14th of Apr | Story

Teachers and students

BY MATT LaWELL

CLEARWATER, Florida | Chris Truby still remembers his first morning in spring training. How could he forget it? He was 19 then, just out of high school up in Washington and in his first full season in the Houston Astros organization, already well over 6 feet tall, around 180 pounds. He felt good.

Then he walked into one of the clubhouses in Osceola County Stadium.

The first player he saw was a young first baseman named Joe Witt, who Truby remembers measuring in around 6-4 and 260 pounds. The next player he saw was another first baseman, a little older, named Roberto Petagine. Looking back, Truby remembers him around 6-3 and 240 pounds. And then Truby, who had lived in Hawaii for years and was big for the islands, shook his head.

“I don’t fit in here,” he said to himself. “I should have gone to college.”

“You try to take something from everybody. Every coach, whether you consider them a good or bad coach, has something to offer you.” — Clearwater manager Chris Truby

Over the next days and weeks and months and seasons and decades, Truby figured out a way to fit in. It all started with a young coach not much older than he was.

“I had a coach, Manny Acta, who’s now managing with the Indians, who was the first guy that took me in and worked with me every single day in spring training,” Truby says. “We would just hit buckets and buckets of ground balls, and it was before everybody else got on the field. More than anything, it created a routine and it built some sort of work ethic in you. Going up through the system and spending a lot of time in the minor leagues, it just became an everyday thing, because it started from Day 1.”

Truby has no idea why Acta picked him that first day, why he worked with him every day after that, why he built a group of young players he mentored that season and well beyond.

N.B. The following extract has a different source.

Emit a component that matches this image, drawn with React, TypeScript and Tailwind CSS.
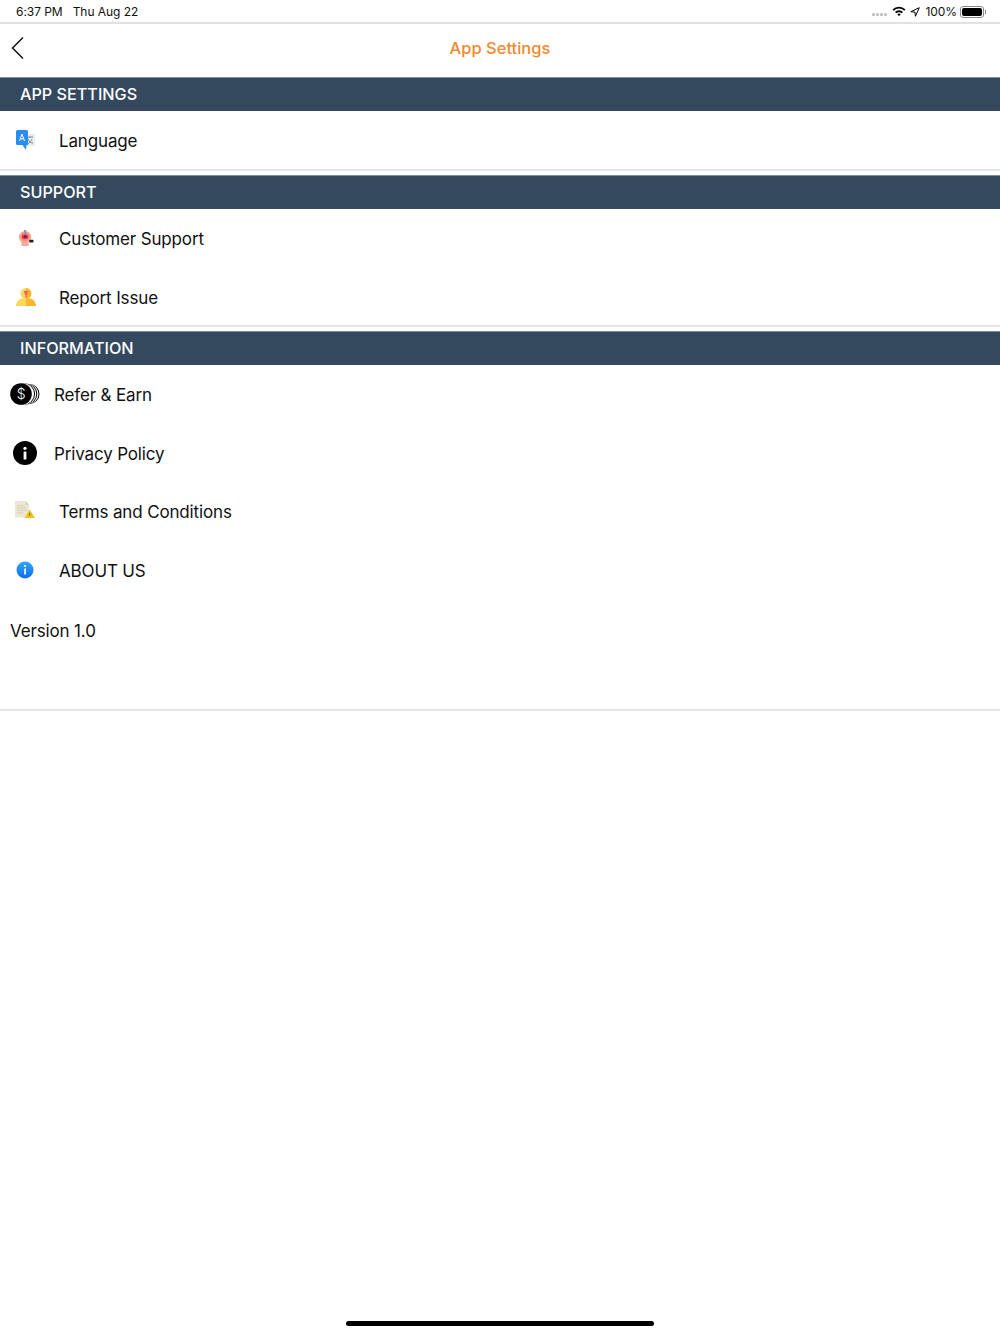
import type { ReactNode } from "react";

const font = "font-['Inter','Liberation_Sans',sans-serif]";

function LanguageIcon() {
  return (
    <svg width="20" height="22" viewBox="0 0 20 22">
      <rect x="8" y="4" width="11" height="12" rx="1" fill="#e8edf3" />
      <path d="M11 7h6M14 7v1M12 9c1 3 3 4 5 4M16 9c-.6 2-2 3.500-4 4.500" stroke="#7d8790" strokeWidth="1" fill="none" />
      <path d="M1.500 0h9A1.500 1.500 0 0 1 12 1.500V15H10.500L10 20 6.500 15H1.500A1.500 1.500 0 0 1 0 13.500v-12A1.500 1.500 0 0 1 1.500 0z" fill="#2a8cf0" />
      <path d="M3.500 11 6 4l2.500 7M4.500 8.800h3" stroke="#fff" strokeWidth="1" fill="none" />
    </svg>
  );
}

function SupportIcon() {
  return (
    <svg width="16" height="16" viewBox="0 0 18 18">
      <path d="M4 18v-4c-1-1-3-3-3-6a7 7 0 0 1 14 0c0 3-2 4.500-3 5v5z" fill="#f8a894" />
      <circle cx="8" cy="7.500" r="5" fill="#ee8a80" />
      <rect x="6.800" y="0" width="2.400" height="5" fill="#8a9aa5" />
      <ellipse cx="8" cy="7.500" rx="3.500" ry="2.500" fill="#d8264f" />
      <circle cx="8" cy="7.500" r="1.300" fill="#5c2440" />
      <rect x="12.500" y="11" width="5" height="3" rx="1" fill="#222" />
    </svg>
  );
}

function ReportIcon() {
  return (
    <svg width="20" height="18" viewBox="0 0 20 18">
      <path d="M0 18c0-4 3-7 6-7.500h4V18z" fill="#fcd75a" />
      <path d="M10 10.500h4c3 .5 6 3.500 6 7.500H10z" fill="#fbb62c" />
      <path d="M10 0a5.500 5.500 0 0 0 0 11z" fill="#fcd75a" />
      <path d="M10 0a5.500 5.500 0 0 1 0 11z" fill="#fbb62c" />
      <path d="M8 3h4l-1.300 4.500H9.300z" fill="#f0566a" />
      <rect x="9.300" y="8" width="1.400" height="1.400" fill="#f0566a" />
    </svg>
  );
}

function ReferIcon() {
  return (
    <svg width="30" height="22" viewBox="0 0 30 22">
      <circle cx="19.500" cy="11" r="10" fill="#000" />
      <circle cx="18.500" cy="11" r="10" fill="#fff" />
      <circle cx="17" cy="11" r="10.300" fill="#000" />
      <circle cx="16" cy="11" r="10.300" fill="#fff" />
      <circle cx="14.500" cy="11" r="10.600" fill="#000" />
      <circle cx="13.500" cy="11" r="10.600" fill="#fff" />
      <circle cx="11" cy="11" r="10.800" fill="#000" />
      <text x="11" y="16" textAnchor="middle" fontSize="14" fontWeight="300" fill="#fff" fontFamily="Inter, sans-serif">$</text>
    </svg>
  );
}

function InfoIcon() {
  return (
    <svg width="24" height="24" viewBox="0 0 24 24">
      <circle cx="12" cy="12" r="12" fill="#000" />
      <rect x="10.600" y="10.500" width="2.800" height="8" rx="0.500" fill="#fff" />
      <circle cx="12" cy="7.300" r="1.600" fill="#fff" />
    </svg>
  );
}

function TermsIcon() {
  return (
    <svg width="20" height="17" viewBox="0 0 21 18">
      <path d="M0 0h11l4 4v13.500H0z" fill="#ece6d2" />
      <path d="M11 0v4h4z" fill="#d9d2bb" />
      <path d="M2 5h8M2 7.500h10M2 10h10M2 12.500h7" stroke="#d8d0b8" strokeWidth="1" />
      <path d="M15.500 9 21 18H10z" fill="#f3c11b" />
      <rect x="15" y="12.500" width="1" height="3" fill="#6b5a10" />
    </svg>
  );
}

function AboutIcon() {
  return (
    <svg width="18" height="18" viewBox="0 0 18 18">
      <defs>
        <linearGradient id="about" x1="0" y1="0" x2="0" y2="1">
          <stop offset="0" stopColor="#35a4f5" />
          <stop offset="1" stopColor="#0b6fe8" />
        </linearGradient>
      </defs>
      <circle cx="9" cy="9" r="8.500" fill="url(#about)" />
      <rect x="8.200" y="7.500" width="1.700" height="6" fill="#fff" />
      <circle cx="9" cy="5" r="1.100" fill="#fff" />
    </svg>
  );
}

function SectionHeader({ title }: { title: string }) {
  return (
    <div className="h-[34px] bg-[#34495e] pl-5 flex items-center border-t border-[#7f8c99] text-white text-[16.200px] font-medium leading-none">
      {title}
    </div>
  );
}

function Row({ icon, label, inset }: { icon: ReactNode; label: string; inset?: boolean }) {
  return (
    <div className={`h-[58.500px] flex items-center text-[17px] tracking-[-0.15px] text-[#111] ${inset ? "pl-[10px]" : "pl-[15px]"}`}>
      <div className="w-[44px] shrink-0 flex items-center">
        {icon}
      </div>
      <span className="pt-[3px]">{label}</span>
    </div>
  );
}

export default function App() {
  return (
    <div className={`${font} h-[1334px] bg-white flex flex-col`}>

      <div className="h-[24px] shrink-0 pt-[1px] border-b-2 border-[#e2e2e2] flex items-center justify-between pl-4 pr-[14px] text-[12px] tracking-[-0.05px] text-[#111]">
        <div className="flex gap-[10px]">
          <span>6:37 PM</span>
          <span>Thu Aug 22</span>
        </div>
        <div className="flex items-center">
          <div className="flex gap-[1px] mr-[5px] mt-[5px]">
            <span className="w-[3px] h-[3px] rounded-full bg-[#bbb]" />
            <span className="w-[3px] h-[3px] rounded-full bg-[#bbb]" />
            <span className="w-[3px] h-[3px] rounded-full bg-[#bbb]" />
            <span className="w-[3px] h-[3px] rounded-full bg-[#bbb]" />
          </div>
          <svg width="14" height="11" viewBox="0 0 14 11" className="mr-[4px]">
            <path d="M.5 3.500a9 9 0 0 1 13 0l-1.300 1.300a7.200 7.200 0 0 0-10.400 0z" fill="#000" />
            <path d="M3 6a5.500 5.500 0 0 1 8 0L9.700 7.300a3.700 3.700 0 0 0-5.400 0z" fill="#000" />
            <path d="M5.300 8.300a2.400 2.400 0 0 1 3.400 0L7 10.300z" fill="#000" />
          </svg>
          <svg width="10" height="10" viewBox="0 0 10 10" className="mr-[5px]">
            <path d="M9.300.7 .8 4.700l4.200.4.400 4.200z" fill="none" stroke="#000" strokeWidth="1" strokeLinejoin="round" />
          </svg>
          <span className="mr-[3px]">100%</span>
          <div className="w-[24px] h-[12px] rounded-[3px] border border-[#888] p-[1px]">
            <div className="w-full h-full rounded-[2px] bg-black" />
          </div>
          <div className="w-[1px] h-[4px] bg-[#888] ml-[1px]" />
        </div>
      </div>

      <div className="h-[53px] shrink-0 relative flex items-center justify-center pb-[4px]">
        <svg width="14" height="24" viewBox="0 0 14 24" className="absolute left-[11px] top-[12px]">
          <path d="M12 1.500 1.500 12 12 22.500" fill="none" stroke="#111" strokeWidth="1.500" />
        </svg>
        <span className="text-[#f08a30] text-[16.500px] font-medium">App Settings</span>
      </div>

      <SectionHeader title="APP SETTINGS" />
      <div className="h-[60px] border-b-2 border-[#e4e4e4] mb-[4px]">
        <Row icon={<div className="pl-[1px] pt-[2px]"><LanguageIcon /></div>} label="Language" />
      </div>

      <SectionHeader title="SUPPORT" />
      <div className="h-[118px] border-b-2 border-[#e4e4e4] mb-[4px]">
        <Row icon={<div className="pl-[3px]"><SupportIcon /></div>} label="Customer Support" />
        <Row icon={<div className="pl-[1px]"><ReportIcon /></div>} label="Report Issue" />
      </div>

      <SectionHeader title="INFORMATION" />
      <div className="h-[346px] border-b-2 border-[#e4e4e4]">
        <Row inset icon={<ReferIcon />} label="Refer & Earn" />
        <Row inset icon={<div className="pl-[3px]"><InfoIcon /></div>} label="Privacy Policy" />
        <Row icon={<div className="pb-[4px]"><TermsIcon /></div>} label="Terms and Conditions" />
        <Row icon={<div className="pl-[1px]"><AboutIcon /></div>} label="ABOUT US" />
        <div className="pl-[10px] pt-[6px] h-[60px] flex items-center text-[17px] tracking-[-0.15px] text-[#111]">
          Version 1.0
        </div>
      </div>

      <div className="mt-auto mb-[8px] flex justify-center">
        <div className="w-[308px] h-[5px] rounded-full bg-black" />
      </div>
    </div>
  );
}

But he remains thankful for it. “I was lucky I had a guy who took the time to do that,” he says. “A lot of people don’t.”

Over the years, Truby played with seven minor league teams before he earned a call from the Astros in 2000. After his career in the Majors ended, he played for seven more minor league teams. By the time he retired, he played in 1,393 games in cities like Auburn and Jackson and New Orleans on the way up, Toledo and Omaha and Altoona on the way back down. Along the way, he worked with hundreds of players. “Be the coach you want,” he says. He was.

Today, Truby is the manager of the Clearwater Threshers, the High-A affiliate of the Philadelphia Phillies in the Florida State League. Acta is in his third season as the manager of the Cleveland Indians. They are both teachers.

“You try to take something from everybody,” Truby says. “Every coach, whether you consider them a good or bad coach, has something to offer you. Manny was one of those guys who never thought he knew everything, and he was going to look for an answer. For me, that’s the way you go about your business at this level.”

Time for minor league trivia. Clearwater is in its 28th season in the Florida State League as a Philadelphia Phillies affiliate, but the team has played as the Threshers — named for the shark with an enormous tail, not for the agricultural tool developed in the 18th century — since 2004. What Hall of Famer managed the team during its first season as the Threshers? (Read on for the answer.)

The Threshers slugged their way to an early lead and never trailed on their way to a 6-2 win Saturday night over the Lakeland Flying Tigers. The Threshers scored three runs in the bottom of the first — thanks to a two-run double from first baseman Brandon Tripp and an RBI groundout from third baseman Cody Asche — then pulled away with two runs in the sixth and another in the seventh. Tripp batted 3-for-4 with three doubles and a pair of RBI, lefty Austin Wright struck out six over six quality innings, and leftfielder D’Arby Myers leaped into the outfield wall to make a spectacular catch that ended the game and led the way to a fireworks show.

Inside the offices of Bright House Field is a row of framed photographs of former Clearwater Phillies and Threshers, each dated with a season. Start from the left with second baseman Chase Utley in 2001, the year he hit 16 homers and stole 19 bases in 122 games. Next is catcher Carlos Ruiz in 2002, when he batted just .213 but managed a young pitching staff. Then first baseman Ryan Howard in 2003, the season he clubbed 23 homers to lead the FSL. Finally, left-hander Cole Hamels in 2004, a season plagued with an elbow injury, but still impressive statistically, with 24 strikeouts and a 1.12 ERA in 16 innings. Of course, the wall is only just growing. “We’re a little behind,” says Jason Adams, an assistant general manager for the team. “We have more to hang.”

Want the answer? Mike Schmidt managed the Threshers during their first season with a new name and logo. The only third baseman in Major League Baseball history to win back-to-back MVP awards, Schmidt was voted into the Hall of Fame on his first ballot back in 1995.

And in random statistical news, the game started just one minute later than the scheduled time, the first pitch was a strike, the first batter struck out swinging and a talented group of 11 young women from an area high school sang “The Star-Spangled Banner” in a crisp 1 minute, 8.4 seconds, the fastest we’ve heard the anthem in 10 games this season. Also, we had a couple slices of pizza, which we purchased from a beautiful couple, married 54 years and working together behind a concessions stand at Bright House Field.